In a letter to Hawthorne, Herman Melville has written well of these country ecstasies. His remarks arise out of a discussion of Goethe’s philosophy.
“Here is a fellow with a raging toothache. ‘My dear boy,’ Goethe says to him, ‘you are sorely afflicted with that tooth; but you must live in the All, and then you will be happy!’ As with all great genius, there is an immense deal of flummery in Goethe . . . P.S.—This ‘all’ feeling, though, there is some truth in. You must often have felt it, lying on the grass on a warm summer’s day. Your legs seem to send out shoots into the earth. Your hair feels like leaves upon your head. This is the ‘all’ feeling. But what plays the mischief with the truth is that men will insist upon the universal application of a temporary feeling or opinion.”
The trouble is that we can never, in the nature of things, do anything else. All “feelings and opinions” are temporary; they last for a while and are then succeeded by other “feelings and opinions.” Thus, it is only very occasionally that we observe a phenomenon like the Brownian movement. Indeed, the vast majority of people have never observed it at all. But men of science feel justified in making universal applications of the “temporary feeling” they have during their occasional observations and in basing upon it a whole theory of molecular behaviour. And this despite of the fact that they, along with the rest of mankind, live their daily lives with the intimate conviction that molecules not only don’t move, but don’t exist. The all feeling is brief and occasional; but this is not to say that a metaphysical system based upon it must necessarily be untrue. Nor does the great predominance in our lives of not-all feelings necessarily invalidate an all-theory, any more than a theory of molecular movement is invalidated by our almost constant sense of the solidity and stability of matter. It is only in certain special circumstances that we can observe the Brownian movement; at other times we observe stillness.
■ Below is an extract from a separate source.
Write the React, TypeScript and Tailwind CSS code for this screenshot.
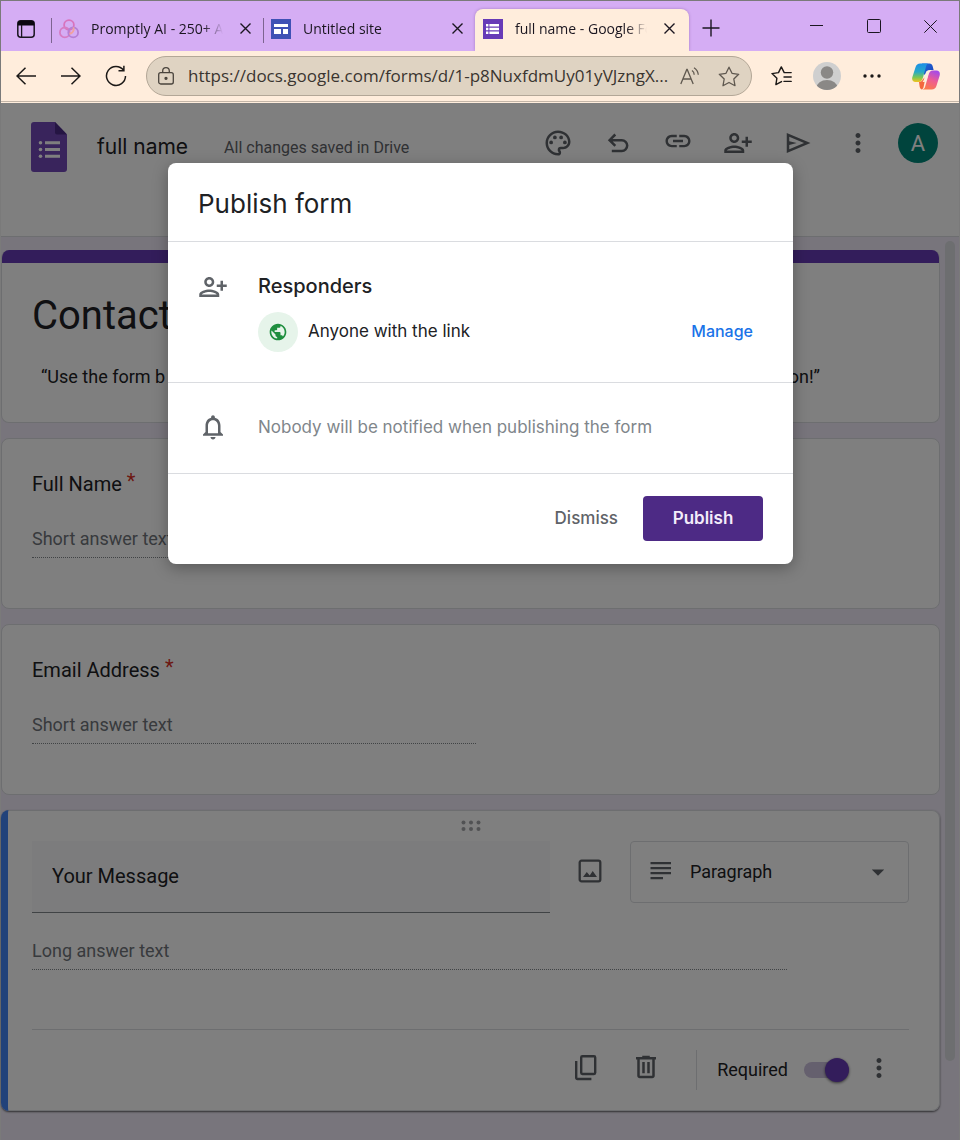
import type { ReactNode } from "react";
import {
  MdArrowDropDown,
  MdLink,
  MdMoreVert,
  MdNotificationsNone,
  MdOutlinePalette,
  MdOutlinePersonAddAlt1,
  MdPublic,
} from "react-icons/md";

const chromeFont = "font-['Open_Sans','Noto_Sans',sans-serif]";
const productFont = "font-['Inter','Roboto',sans-serif]";

function CloseGlyph({ size = 11 }: { size?: number }) {
  return (
    <svg width={size} height={size} viewBox="0 0 11 11" fill="none" stroke="#1b1620" strokeWidth="1.4" aria-hidden="true">
      <path d="M.5.5l10 10M10.5.5l-10 10" />
    </svg>
  );
}

function Separator() {
  return <span className="mb-2 h-[25px] w-px shrink-0 bg-[#7d6490]" />;
}

function Tab({ icon, title, active = false }: { icon: ReactNode; title: string; active?: boolean }) {
  return (
    <div
      className={
        active
          ? "flex h-[42px] min-w-0 flex-[0_1_214px] items-center gap-3 rounded-t-lg bg-[#ffeddc] pr-[10px] pb-[3px] pl-2 shadow-[0_0_3px_rgba(90,50,120,0.4)]"
          : "flex h-[42px] min-w-0 flex-[0_1_211px] items-center gap-3 pr-2 pb-[3px] pl-[7px]"
      }
    >
      {icon}
      <span className="min-w-0 flex-1 overflow-hidden text-[14px] leading-5 whitespace-nowrap text-[#1b1620] [mask-image:linear-gradient(to_right,black_calc(100%-20px),transparent)]">
        {title}
      </span>
      <button type="button" aria-label="Close tab" className="flex size-5 shrink-0 items-center justify-center">
        <CloseGlyph />
      </button>
    </div>
  );
}

function TabStrip() {
  return (
    <div className="flex h-[50px] items-end overflow-hidden bg-[#d5adf4]">
      <button type="button" aria-label="Tab actions" className="flex h-[42px] w-[50px] shrink-0 items-center justify-center pb-[2px]">
        <svg width="18" height="18" viewBox="0 0 18 18" fill="none" aria-hidden="true">
          <rect x=".8" y=".8" width="16.4" height="16.4" rx="3" stroke="#1b1620" strokeWidth="1.5" />
          <path d="M.8 5.5V3.6A2.8 2.8 0 0 1 3.6.8h10.8a2.8 2.8 0 0 1 2.8 2.8v1.9z" fill="#0b0710" />
          <path d="M4.6 5v12" stroke="#1b1620" strokeWidth="1.3" />
        </svg>
      </button>
      <Separator />
      <Tab
        title="Promptly AI - 250+ AI"
        icon={
          <svg className="shrink-0" width="20" height="20" viewBox="0 0 20 20" fill="none" strokeWidth="1.8" aria-hidden="true">
            <circle cx="10" cy="6" r="4.9" stroke="#d873bd" />
            <circle cx="5.8" cy="13.4" r="4.9" stroke="#d67cc4" />
            <circle cx="14.2" cy="13.4" r="4.9" stroke="#b57fd4" />
            <path d="M14.4 8.2a4.9 4.9 0 0 1-4 6.600" stroke="#f0a2a0" />
          </svg>
        }
      />
      <Separator />
      <Tab
        title="Untitled site"
        icon={
          <svg className="shrink-0" width="20" height="20" viewBox="0 0 20 20" aria-hidden="true">
            <path fill="#3f51b5" d="M0 0h20v20H0z" />
            <path fill="#fff" d="M3 5h14v3H3zM3 10h7v5H3zM12 10h5v5h-5z" />
          </svg>
        }
      />
      <Tab
        active
        title="full name - Google Forms"
        icon={
          <svg className="shrink-0" width="20" height="20" viewBox="0 0 20 20" aria-hidden="true">
            <path fill="#673ab7" d="M0 0h20v20H0z" />
            <path fill="#fff" d="M3 5h2.400v2.400H3zM6.400 5H16v2.400H6.400zM3 8.800h2.400v2.400H3zM6.400 8.800H16v2.400H6.400zM3 12.600h2.400V15H3zM6.400 12.600H16V15H6.400z" />
          </svg>
        }
      />
      <button type="button" aria-label="New tab" className="flex h-[42px] w-[43px] shrink-0 items-center justify-center pb-1">
        <svg width="18" height="18" viewBox="0 0 18 18" stroke="#1b1620" strokeWidth="1.4" aria-hidden="true">
          <path d="M9 .5v17M.5 9h17" />
        </svg>
      </button>
      <div className="ml-auto flex self-stretch">
        <button type="button" aria-label="Minimize" className="flex w-[57px] items-center justify-center">
          <svg width="13" height="13" viewBox="0 0 13 13" stroke="#1b1620" aria-hidden="true">
            <path d="M0 5.500h13" />
          </svg>
        </button>
        <button type="button" aria-label="Maximize" className="flex w-[57px] items-center justify-center">
          <svg width="14" height="14" viewBox="0 0 14 14" fill="none" stroke="#1b1620" aria-hidden="true">
            <rect x=".5" y=".5" width="13" height="13" rx="1" />
          </svg>
        </button>
        <button type="button" aria-label="Close window" className="flex w-[57px] items-center justify-center">
          <svg width="13" height="13" viewBox="0 0 13 13" stroke="#1b1620" aria-hidden="true">
            <path d="M.3.3l12.400 12.400M12.700.3L.3 12.700" />
          </svg>
        </button>
      </div>
    </div>
  );
}

function ToolButton({ label, children }: { label: string; children: ReactNode }) {
  return (
    <button type="button" aria-label={label} className="flex h-10 w-[45px] shrink-0 items-center justify-center">
      {children}
    </button>
  );
}

function CopilotLogo() {
  return (
    <svg width="28" height="27" viewBox="0 0 28 27" aria-hidden="true">
      <defs>
        <linearGradient id="cpA" x1="0.3" y1="0" x2="0.3" y2="1">
          <stop offset="0" stopColor="#1b8fe6" />
          <stop offset=".45" stopColor="#27a9c8" />
          <stop offset=".75" stopColor="#7cc653" />
          <stop offset="1" stopColor="#f4c21d" />
        </linearGradient>
        <linearGradient id="cpB" x1=".7" y1="0" x2=".3" y2="1">
          <stop offset="0" stopColor="#a44bea" />
          <stop offset=".5" stopColor="#ee5d92" />
          <stop offset="1" stopColor="#fb7a4a" />
        </linearGradient>
        <linearGradient id="cpC" x1="0" y1="0" x2="1" y2="1">
          <stop offset="0" stopColor="#1f6fdc" />
          <stop offset="1" stopColor="#1a3fb8" />
        </linearGradient>
      </defs>
      <path fill="url(#cpC)" d="M10 .5h7.500c1.700 0 2.600.9 3.100 2.500L21.600 7H18c-2 0-3 1-3.500 2.800L12 12z" />
      <path fill="url(#cpA)" d="M8.300.5h8.200c-1.400.3-2 1.300-2.400 2.700L11 14.500c-.8 2.600-1.800 4.500-4.500 4.500H3.600C.6 19-.4 16.700.4 14L3.600 4C4.300 1.800 5.700.5 8.300.5z" />
      <path fill="#f4683e" d="M7 19c2 0 3.300-1 4-3l2.500-2-1.500 8c-.5 2.500-.8 3.800-2 4.500-1 0-1.900-.8-2.300-2.400z" />
      <path fill="url(#cpB)" d="M19.700 26.500H10.500c1.600-.3 2.200-1.300 2.600-2.700l3.300-11.600C17.200 9.500 18.300 7.500 21 7.500h3.400c3 0 4 2.500 3.200 5.200L24.400 23c-.7 2.200-2.100 3.500-4.700 3.500z" />
      <path fill="#ffeddc" d="M14 9c.6-1 1.400-1.500 2.600-1.500h1.700c-1.200.9-1.700 2.500-2.100 4l-1.300 4.500c-.5 1.800-1.400 2.900-3.200 2.900h-1.200c1-1 1.300-2.100 1.700-3.400z" />
    </svg>
  );
}

function Toolbar() {
  return (
    <div className="bg-[#ffeddc] pb-px">
      <div className="flex h-[51px] items-center border-b border-[#c3b5a7] pr-px pl-[2px]">
        <ToolButton label="Back">
          <svg width="20" height="18" viewBox="0 0 20 18" fill="none" stroke="#1c1917" strokeWidth="1.500" aria-hidden="true">
            <path d="M20 9H1M9.500.7L1 9l8.500 8.300" />
          </svg>
        </ToolButton>
        <ToolButton label="Forward">
          <svg width="20" height="18" viewBox="0 0 20 18" fill="none" stroke="#1c1917" strokeWidth="1.500" aria-hidden="true">
            <path d="M0 9h19M10.500.7L19 9l-8.500 8.300" />
          </svg>
        </ToolButton>
        <ToolButton label="Reload">
          <svg width="22" height="22" viewBox="0 0 22 22" fill="none" stroke="#1c1917" strokeWidth="1.500" aria-hidden="true">
            <path d="M18.600 5.200A9.500 9.500 0 1 0 20.500 11M18.900.8v5h-5.400" />
          </svg>
        </ToolButton>
        <div className="mr-[7px] ml-2 flex h-10 min-w-0 flex-1 items-center rounded-full border border-[#b3a797] bg-[#dfd3c2] pr-[11px] pl-[11px]">
          <svg className="shrink-0" width="16" height="18" viewBox="0 0 16 18" fill="none" stroke="#4a443d" strokeWidth="1.300" aria-hidden="true">
            <rect x=".7" y="5.700" width="14.600" height="11.300" rx="2" />
            <path d="M4.700 5.500V4a3.300 3.300 0 0 1 6.600 0v1.500" />
            <circle cx="8" cy="11.300" r="1" fill="#4a443d" />
          </svg>
          <input
            type="text"
            aria-label="Address"
            defaultValue="https://docs.google.com/forms/d/1-p8NuxfdmUy01yVJzngX..."
            className="ml-[14px] h-full min-w-0 flex-1 bg-transparent pb-0.5 text-[17px] text-[#3a3530] outline-none"
          />
          <button type="button" aria-label="Read aloud" className="mr-[10px] flex w-9 shrink-0 justify-center">
            <svg width="20" height="18" viewBox="0 0 20 18" fill="none" stroke="#5f584f" strokeWidth="1.300" aria-hidden="true">
              <path d="M.8 17L6.800 2.500h.4L13.200 17M3 12h8M12 3.500a5 5 0 0 1 2.200 4.300M14 .8a9 9 0 0 1 4.300 7" />
            </svg>
          </button>
          <button type="button" aria-label="Add to favorites" className="flex w-[22px] shrink-0 justify-center">
            <svg width="22" height="21" viewBox="0 0 22 21" fill="none" stroke="#5f584f" strokeWidth="1.300" strokeLinejoin="round" aria-hidden="true">
              <path d="M11 1.200l3 6.100 6.700 1-4.900 4.700 1.200 6.700-6-3.200-6 3.200L6.200 13 1.300 8.300l6.700-1z" />
            </svg>
          </button>
        </div>
        <ToolButton label="Favorites">
          <svg width="21" height="20" viewBox="0 0 21 20" fill="none" stroke="#1c1917" strokeWidth="1.400" strokeLinejoin="round" strokeLinecap="round" aria-hidden="true">
            <path d="M10.500 15.600l-5.600 3 1-6.400L1 7.600l6.500-1L10.300.9l2.900 5.700h7M13 11h7.200M13 15.400h7.200" />
          </svg>
        </ToolButton>
        <ToolButton label="Profile">
          <svg width="28" height="28" viewBox="0 0 28 28" aria-hidden="true">
            <clipPath id="pf">
              <circle cx="14" cy="14" r="14" />
            </clipPath>
            <g clipPath="url(#pf)">
              <path fill="#cfcfcf" d="M0 0h28v28H0z" />
              <circle cx="14" cy="10.500" r="6.200" fill="#8a8886" />
              <ellipse cx="14" cy="26" rx="10.500" ry="8" fill="#8a8886" />
            </g>
          </svg>
        </ToolButton>
        <ToolButton label="Settings and more">
          <svg width="18" height="4" viewBox="0 0 18 4" fill="#1c1917" aria-hidden="true">
            <circle cx="2" cy="2" r="1.700" />
            <circle cx="9" cy="2" r="1.700" />
            <circle cx="16" cy="2" r="1.700" />
          </svg>
        </ToolButton>
        <button type="button" aria-label="Copilot" className="flex h-10 w-16 shrink-0 items-center justify-center">
          <CopilotLogo />
        </button>
      </div>
    </div>
  );
}

function HeaderButton({ label, children }: { label: string; children: ReactNode }) {
  return (
    <button type="button" aria-label={label} className="flex h-full w-[60px] items-center justify-center text-[#5f6368]">
      {children}
    </button>
  );
}

function FormHeader() {
  return (
    <header className="flex h-[134px] shrink-0 items-start justify-between border-b border-[#dadce0] bg-white pr-[11px] pl-[30px]">
      <div className="flex h-[87px] items-center">
        <svg width="36" height="50" viewBox="0 0 36 50" aria-hidden="true">
          <path fill="#7248b9" d="M3 0h21l12 12.500V47a3 3 0 0 1-3 3H3a3 3 0 0 1-3-3V3a3 3 0 0 1 3-3z" />
          <path fill="#4a2b86" d="M24 0l12 12.500H26a2 2 0 0 1-2-2z" />
          <path fill="#fff" d="M14 19.200h15v3H14zM14 26h15v3H14zM14 32.800h15v3H14z" />
          <g fill="#fff">
            <circle cx="9.500" cy="20.700" r="1.800" />
            <circle cx="9.500" cy="27.500" r="1.800" />
            <circle cx="9.500" cy="34.300" r="1.800" />
          </g>
        </svg>
        <h1 className={`ml-[30px] text-[21px] leading-7 text-[#202124] ${productFont}`}>full name</h1>
        <span className="ml-9 pt-0.5 text-[16px] leading-6 text-[#5f6368]">All changes saved in Drive</span>
      </div>
      <div className="flex h-20 items-center">
        <HeaderButton label="Customize theme">
          <MdOutlinePalette size={30} />
        </HeaderButton>
        <HeaderButton label="Undo">
          <svg width="22" height="20" viewBox="0 0 22 20" fill="none" stroke="currentColor" strokeWidth="2.500" aria-hidden="true">
            <path d="M8.300 1.500L2.600 7.200l5.700 5.700M3 7.200h11.800a5.400 5.400 0 0 1 0 10.800H4.800" />
          </svg>
        </HeaderButton>
        <HeaderButton label="Copy responder link">
          <MdLink size={30} className="mb-1" />
        </HeaderButton>
        <HeaderButton label="Share">
          <MdOutlinePersonAddAlt1 size={30} />
        </HeaderButton>
        <HeaderButton label="Publish">
          <svg width="30" height="30" viewBox="0 -960 960 960" fill="currentColor" aria-hidden="true">
            <path d="M120-160v-640l760 320-760 320Zm80-120 474-200-474-200v140l240 60-240 60v140Zm0 0v-400 400Z" />
          </svg>
        </HeaderButton>
        <HeaderButton label="More">
          <MdMoreVert size={30} />
        </HeaderButton>
        <HeaderButton label="Account">
          <span className="flex size-10 items-center justify-center rounded-full bg-[#00897b] text-[22px] text-white">A</span>
        </HeaderButton>
      </div>
    </header>
  );
}

function QuestionCard({ id, label }: { id: string; label: string }) {
  return (
    <section className="h-[171px] rounded-lg border border-[#dadce0] bg-white px-[30px] pt-[31px]">
      <label htmlFor={id} className="block text-[20px] leading-7 text-[#202124]">
        {label} <span className="relative -top-[3px] text-[#d93025]">*</span>
      </label>
      <input
        id={id}
        type="text"
        placeholder="Short answer text"
        className="mt-7 block h-8 w-full max-w-[444px] border-b border-dotted border-[#80868b] bg-transparent pb-1.5 text-[18px] outline-none placeholder:text-[#70757a]"
      />
    </section>
  );
}

function ActiveQuestionCard() {
  return (
    <section className="overflow-hidden rounded-lg border-l-[7px] border-[#4285f4] shadow-[0_1px_2px_rgba(0,0,0,0.6)]">
      <div className="rounded-r-lg border-y border-r border-[#dadce0] bg-white pr-[30px] pb-5 pl-6">
        <div className="flex h-[30px] justify-center pt-[9px]">
          <svg width="20" height="12" viewBox="0 0 20 12" fill="#a3a5a8" aria-hidden="true">
            <circle cx="2.500" cy="2.500" r="2" />
            <circle cx="10" cy="2.500" r="2" />
            <circle cx="17.500" cy="2.500" r="2" />
            <circle cx="2.500" cy="9" r="2" />
            <circle cx="10" cy="9" r="2" />
            <circle cx="17.500" cy="9" r="2" />
          </svg>
        </div>
        <div className="flex items-start">
          <input
            type="text"
            aria-label="Question"
            defaultValue="Your Message"
            className="h-[72px] min-w-0 flex-1 border-b border-[#80868b] bg-[#f8f9fa] px-5 pb-0.5 text-[20px] text-[#202124] outline-none"
          />
          <button type="button" aria-label="Add image" className="flex h-[60px] w-20 shrink-0 items-center justify-center pb-px">
            <svg width="24" height="24" viewBox="0 0 24 24" fill="none" aria-hidden="true">
              <rect x="1.700" y="1.700" width="20.600" height="20.600" rx="1.800" stroke="#5f6368" strokeWidth="2.300" />
              <path fill="#5f6368" d="M5 18l3.800-5 2.900 3.500 3-4.500L19 18z" />
            </svg>
          </button>
          <div className="relative w-[279px] shrink-0 text-[#5f6368]">
            <select
              aria-label="Question type"
              className="block h-[62px] w-full appearance-none rounded border border-[#dadce0] bg-transparent pb-0.5 pl-[59px] text-[18px] text-[#202124]"
            >
              <option>Paragraph</option>
            </select>
            <svg className="pointer-events-none absolute top-5 left-5" width="22" height="20" viewBox="0 0 22 20" fill="currentColor" aria-hidden="true">
              <path d="M.5 1h20.500v2.300H.5zM.5 6h20.500v2.300H.5zM.5 11h20.500v2.300H.5zM.5 16h12.500v2.300H.5z" />
            </svg>
            <MdArrowDropDown size={30} className="pointer-events-none absolute top-4 right-4" />
          </div>
        </div>
        <input
          type="text"
          aria-label="Long answer"
          placeholder="Long answer text"
          className="mt-6 block h-[33px] w-full max-w-[755px] border-b border-dotted border-[#80868b] bg-transparent pb-1.5 text-[18px] outline-none placeholder:text-[#70757a]"
        />
        <div className="mt-[59px] flex items-center justify-end border-t border-[#dadce0] pt-5 text-[#5f6368]">
          <button type="button" aria-label="Duplicate" className="flex h-10 w-[60px] items-center justify-center pb-[3px]">
            <svg width="24" height="28" viewBox="0 0 24 28" fill="none" stroke="currentColor" strokeWidth="2.400" aria-hidden="true">
              <rect x="7.200" y="1.200" width="14" height="17.800" rx="1.200" />
              <path d="M2.200 6v16.800a1.200 1.200 0 0 0 1.200 1.200h14" />
            </svg>
          </button>
          <button type="button" aria-label="Delete" className="flex h-10 w-[60px] items-center justify-center pb-[7px]">
            <svg width="30" height="30" viewBox="0 -960 960 960" fill="currentColor" aria-hidden="true">
              <path d="M280-120q-33 0-56.500-23.500T200-200v-520h-40v-80h200v-40h240v40h200v80h-40v520q0 33-23.500 56.500T680-120H280Zm400-600H280v520h400v-520ZM360-280h80v-360h-80v360Zm160 0h80v-360h-80v360Z" />
            </svg>
          </button>
          <label className="ml-5 flex h-10 items-center gap-4 border-l border-[#dadce0] pb-px pl-5 text-[18px] text-[#202124]">
            Required
            <input
              type="checkbox"
              defaultChecked
              role="switch"
              className="relative h-4 w-[45px] appearance-none rounded-full bg-[#cbc0dc] before:absolute before:-top-1 before:right-0 before:size-6 before:rounded-full before:bg-[#673ab7] before:shadow-[0_1px_3px_rgba(0,0,0,0.6)]"
            />
          </label>
          <button type="button" aria-label="More options" className="flex h-10 w-[60px] items-center justify-center pb-1">
            <MdMoreVert size={30} />
          </button>
        </div>
      </div>
    </section>
  );
}

function PublishDialog() {
  return (
    <div className="absolute inset-x-0 top-[60px] flex justify-center pl-px">
      <div
        role="dialog"
        aria-modal="true"
        aria-labelledby="publish-title"
        className={`w-[625px] rounded-lg bg-white shadow-[0_4px_16px_rgba(0,0,0,0.3)] ${productFont}`}
      >
        <h2 id="publish-title" className="border-b border-[#dadce0] px-[30px] pt-[25px] pb-[21px] text-[26px] leading-8 text-[#202124]">
          Publish form
        </h2>
        <div className="flex border-b border-[#dadce0] px-[30px] py-[30px] text-[#5f6368]">
          <MdOutlinePersonAddAlt1 size={30} className="shrink-0" />
          <div className="ml-[30px] flex-1">
            <h3 className="text-[20px] leading-7 font-medium text-[#202124]">Responders</h3>
            <div className="mt-3 flex h-10 items-center">
              <span className="flex size-10 items-center justify-center rounded-full bg-[#e6f4ea] text-[#1e8e3e]">
                <MdPublic size={20} />
              </span>
              <span className="ml-[10px] text-[17px] text-[#202124]">Anyone with the link</span>
              <button type="button" className="mr-[10px] ml-auto pb-0.5 text-[16px] font-medium text-[#1a73e8]">
                Manage
              </button>
            </div>
          </div>
        </div>
        <div className="flex items-center border-b border-[#dadce0] px-[30px] pt-[29px] pb-[31px] text-[#5f6368]">
          <MdNotificationsNone size={30} className="shrink-0" />
          <p className="ml-[30px] text-[17px] leading-6 text-[#80868b]">Nobody will be notified when publishing the form</p>
        </div>
        <div className="flex items-center justify-end px-[30px] pt-[22px] pb-[23px]">
          <button type="button" className="px-[25px] text-[17px] font-medium text-[#5f6368]">
            Dismiss
          </button>
          <button type="button" className="h-[45px] w-[120px] rounded bg-[#4d2a85] text-[17px] font-semibold text-[#f3ecfa]">
            Publish
          </button>
        </div>
      </div>
    </div>
  );
}

export default function App() {
  return (
    <div className={`flex min-h-screen flex-col border-x border-t border-[#7a7a7a] bg-[#f0ebf8] ${chromeFont}`}>
      <TabStrip />
      <Toolbar />
      <div className="relative flex flex-1 flex-col font-['Roboto',sans-serif]">
        <FormHeader />
        <main className="flex flex-1">
          <div className="flex min-w-0 flex-1 flex-col gap-[15px] pt-[13px]">
            <section className="h-[173px] overflow-hidden rounded-lg border-x border-b border-[#dadce0] bg-white">
              <div className="-mx-px h-[13px] bg-[#673ab7]" />
              <h2 className="px-[30px] pt-[29px] text-[40px] leading-[48px] text-[#202124]">Contact</h2>
              <p className="mt-[25px] flex justify-between pr-[119px] pl-[39px] text-[18px] leading-6 text-[#202124]">
                <span>“Use the form b</span>
                <span>on!”</span>
              </p>
            </section>
            <QuestionCard id="full-name" label="Full Name" />
            <QuestionCard id="email" label="Email Address" />
            <ActiveQuestionCard />
          </div>
          <div className="w-[19px] shrink-0 pt-1 pr-1 pl-[5px]">
            <div className="h-[820px] w-[10px] rounded-full bg-[#dadce0]" />
          </div>
        </main>
        <div className="absolute inset-0 bg-black/50" />
        <PublishDialog />
      </div>
    </div>
  );
}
Similarly, it is only in special circumstances that we have the all-feeling; at other times we have an immediate sense of separateness. We cannot help it; we are made that way. Melville is quite right, of course, in insisting that this immediate sense of separateness cannot be denied; an all-philosophy will not cure toothache, just as the molecular theory will not modify our native incapacity to be aware of molecules. On the other hand, toothache (Melville’s expressive symbol of separateness) and the non-molecular life are, on their own plane, undeniable realities. Our experience is divided up into island universes. We jump from one to the other—there are no bridges. Because of their peculiar quality, we say that some of these experiences are more real, or at any rate more significant than others. But the others, nevertheless, continue to exist. We cannot “always keep the passion of this peace”; and “the best, alas, has neither memory nor tongue.” It is only of a god that Patmore could write (in that rather disquietingly emphatic style of his):—
The whole of life is womanhood to thee,
Momently wedded with enormous bliss.
For mortals, a great deal of their lives is manhood and wild beasts and mud.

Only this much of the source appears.